Our editors’ weekly roundup of Canadian art news.
The National Gallery of Canada’s director and CEO, Marc Mayer, announced on Thursday that Luce Lebart has been appointed director of the Canadian Photography Institute. Lebart is currently the director of collections and curator of the Société française de photographie in Paris, and she will assume her new position on August 29, 2016. The development of the CPI was announced in 2015, and its first exhibition, “Cutline: The Photography Archives of The Globe and Mail,” opened in Toronto earlier this year.
The Canada Council for the Arts announced their 2016 prize winners on Tuesday. Two artists were recognized with Victor Martyn Lynch-Staunton Awards, which are annual prizes worth $15,000 for “outstanding artistic achievement by Canadian mid-career artists” in various disciplines. North Bay–based artist Duane Linklater was awarded the prize for media arts; Vancouver-based artist Cedric Bomford won the visual-arts prize.
Wanda Nanibush has been hired as the assistant curator of Canadian and Indigenous art at the Art Gallery of Ontario in Toronto. Nanibush is an Anishinabe-kwe writer, curator and organizer. Her past curatorial projects include “KWE: The work of Rebecca Belmore” at the Justina M. Barnicke Gallery in Toronto, “Sovereign Acts” at the Justina M. Barnicke Gallery and “Mapping Resistances,” a performance event in Peterborough. Nanibush begins at the AGO on July 18.
The Aimia | AGO Photography Prize announced the winners of the 2016 Aimia | AGO Photography Prize Scholarship Program on Wednesday. The annual scholarship awards winners with $7,000 toward tuition for their final year of undergraduate study at one of the 15 participating post-secondary institutions. Catherine Canac-Marquis of Concordia University, Jeff Chiu of Ryerson University and Alexia-Leana Kokozaki of the University of Ottawa were this year’s winners. An honourable mention prize of $1,000 was awarded to Andi Icaza Largaespada of Simon Fraser University’s School for Contemporary Arts.

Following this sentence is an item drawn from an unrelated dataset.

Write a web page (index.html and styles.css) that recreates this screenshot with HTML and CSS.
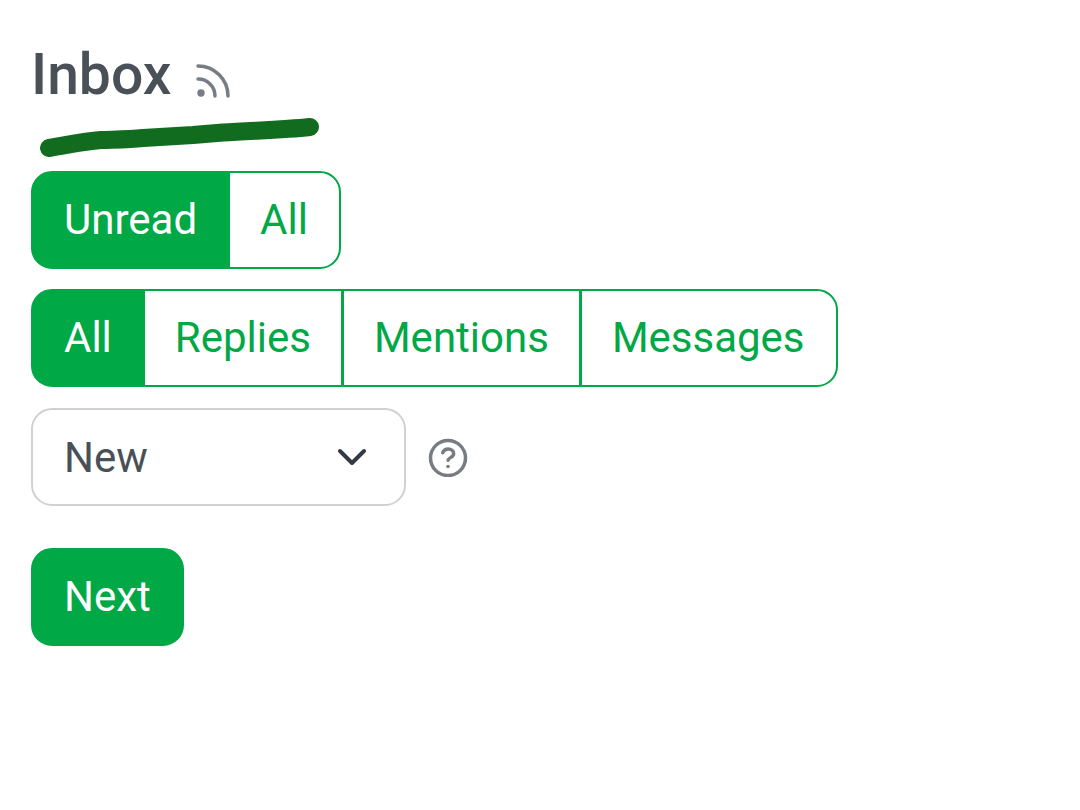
FILE: index.html
```html
<!DOCTYPE html>
<html lang="en">
  <head>
    <meta charset="utf-8">
    <meta name="viewport" content="width=device-width, initial-scale=1">
    <title>Inbox</title>
    <link rel="stylesheet" href="styles.css">
  </head>
  <body>
    <main class="inbox">
      <header class="inbox-header">
        <h1>Inbox</h1>
        <a href="#" class="icon-link" title="RSS" aria-label="RSS">
          <svg class="icon-rss" viewBox="0 0 36 36">
            <path d="M3 4A30 30 0 0 1 33 34M3 17A17 17 0 0 1 20 34" />
            <circle cx="6" cy="31" r="3.7" />
          </svg>
        </a>
      </header>

      <svg class="underline" viewBox="0 0 290 46" aria-hidden="true">
        <path d="M18 33C35 30.500 50 26.500 70 25C82 24.500 98 24.500 112 23L162 20L192 17.500C220 15.500 252 15 279 12" />
      </svg>

      <form>
        <!-- Read status -->
        <div class="btn-group" role="group" aria-label="Status">
          <input type="radio" class="btn-check" name="status" id="status-unread" checked>
          <label class="btn btn-outline" for="status-unread">Unread</label>
          <input type="radio" class="btn-check" name="status" id="status-all">
          <label class="btn btn-outline" for="status-all">All</label>
        </div>

        <!-- Message type -->
        <div class="btn-group" role="group" aria-label="Type">
          <input type="radio" class="btn-check" name="type" id="type-all" checked>
          <label class="btn btn-outline" for="type-all">All</label>
          <input type="radio" class="btn-check" name="type" id="type-replies">
          <label class="btn btn-outline" for="type-replies">Replies</label>
          <input type="radio" class="btn-check" name="type" id="type-mentions">
          <label class="btn btn-outline" for="type-mentions">Mentions</label>
          <input type="radio" class="btn-check" name="type" id="type-messages">
          <label class="btn btn-outline" for="type-messages">Messages</label>
        </div>

        <div class="sort-row">
          <div class="select-wrap">
            <select class="sort-select" id="sort" aria-label="Sort">
              <option>New</option>
              <option>Old</option>
              <option>Hot</option>
            </select>
            <svg class="chevron" viewBox="0 0 32 20">
              <path d="M4 4L16 16L28 4" />
            </svg>
          </div>
          <a href="#" class="icon-link" title="Sorting help" aria-label="Sorting help">
            <svg class="icon-help" viewBox="0 0 40 40">
              <circle cx="20" cy="21" r="17.500" />
              <path d="M14.700 15.700C15.700 13 18 12 20.300 12C23.300 12 25.700 14 25.700 16.700C25.700 20.300 20.300 20.700 20 23.300" />
              <circle class="dot" cx="20" cy="29.500" r="1.800" />
            </svg>
          </a>
        </div>

        <button type="button" class="btn btn-primary">Next</button>
      </form>
    </main>
  </body>
</html>
```

FILE: styles.css
```css
* {
  box-sizing: border-box;
}

body {
  margin: 0;
  font-family: Roboto, "Liberation Sans", sans-serif;
  font-size: 42px;
  line-height: 62px;
  color: #495057;
  background-color: #ffffff;
}

.inbox {
  padding: 40px 31px;
}

.inbox-header {
  display: flex;
  align-items: center;
  gap: 24px;
}

h1 {
  margin: 0;
  font-size: 57px;
  line-height: 70px;
  font-weight: 500;
}

.icon-link {
  display: flex;
  color: #777d82;
}

.icon-link svg {
  fill: none;
  stroke: currentColor;
  stroke-width: 3.5;
  stroke-linecap: round;
}

.icon-rss {
  width: 36px;
  height: 36px;
  margin-top: 10px;
}

.icon-link .icon-rss circle,
.icon-link .dot {
  fill: currentColor;
  stroke: none;
}

.underline {
  display: block;
  width: 290px;
  height: 46px;
  margin: 5px 0 10px;
  fill: none;
  stroke: #116c20;
  stroke-width: 18;
  stroke-linecap: round;
  stroke-linejoin: round;
}

/* Buttons */
.btn {
  display: inline-block;
  padding: 16px 31px;
  border: 2px solid #00a846;
  border-radius: 21px;
  font-family: inherit;
  font-size: 42px;
  line-height: 62px;
  cursor: pointer;
}

.btn-primary {
  display: block;
  color: #ffffff;
  background-color: #00a846;
}

.btn-outline {
  color: #00a846;
}

.btn-group {
  display: flex;
  width: fit-content;
  position: relative;
  margin-bottom: 20px;
}

.btn-check {
  position: absolute;
  opacity: 0;
  pointer-events: none;
}

.btn-check:checked + .btn {
  color: #ffffff;
  background-color: #00a846;
}

.btn-check:focus-visible + .btn {
  outline: 4px solid #99dcb5;
}

.btn-group .btn:not(:last-child) {
  border-top-right-radius: 0;
  border-bottom-right-radius: 0;
}

.btn-group .btn:not(:first-of-type) {
  margin-left: -3px;
  border-top-left-radius: 0;
  border-bottom-left-radius: 0;
}

/* the selected button covers the shared edge */
.btn-group .btn-check:checked + .btn {
  z-index: 1;
}

/* Sort */
.sort-row {
  display: flex;
  align-items: center;
  gap: 22px;
  margin: 21px 0 42px;
}

.select-wrap {
  position: relative;
}

.sort-select {
  display: block;
  width: 375px;
  height: 98px;
  padding: 0 96px 0 31px;
  border: 2px solid #d0d1d2;
  border-radius: 21px;
  appearance: none;
  font-family: inherit;
  font-size: 42px;
  color: #495057;
  background-color: #ffffff;
}

.chevron {
  position: absolute;
  top: 39px;
  right: 38px;
  width: 32px;
  height: 20px;
  fill: none;
  stroke: #343a44;
  stroke-width: 4;
  stroke-linecap: round;
  stroke-linejoin: round;
  pointer-events: none;
}

.icon-help {
  width: 40px;
  height: 40px;
}
```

Five artworks were announced as finalists for the 2016 Lieutenant Governor of Nova Scotia Masterworks Arts Award on Tuesday. Now in its 11th year, the Masterworks Award is the largest annual award to any work of art in Nova Scotia. Each of the finalists will receive $3,000 for being short-listed, while the winner will receive the $22,000 grand prize, which will be announced at a gala in November. Representing the visual arts, Ursula Johnson is one of the finalists for her work Mi’kwite’tmn (Do You Remember), which blends basket-weaving with performance and craft, and was exhibited at Saint Mary’s University Art Gallery in 2014.
Winners were announced for the 2016 Toronto Outdoor Art Exhibition Awards on July 8. Japneet Saini was awarded Best of Exhibition, which includes a $5,500 prize and a one-year membership to CARFAC Ontario; the Founding Chairman’s Award, which also offers a $5,500 prize and a one-year membership to CARFAC Ontario, went to Daniel Paterson and the Best of Student prize went to Kaley Bowers. The awards distributed more than $30,000 in cash and in-kind prizes, and were juried by a range of arts professionals including gallerist Marianne Katzman, Toronto Arts Council visual/media arts officer Peter Kingstone and Canadian Art’s managing editor Rosie Prata.
The Gardiner Museum in Toronto has been awarded a $25,000 Seed Grant from the Ontario Trillium Foundation, which will allow the museum to offer free programming to the public for the rest of this summer. This announcement comes shortly after the museum announced that admission would be free for visitors 18 and under and the launch of the Community Arts Space at the museum.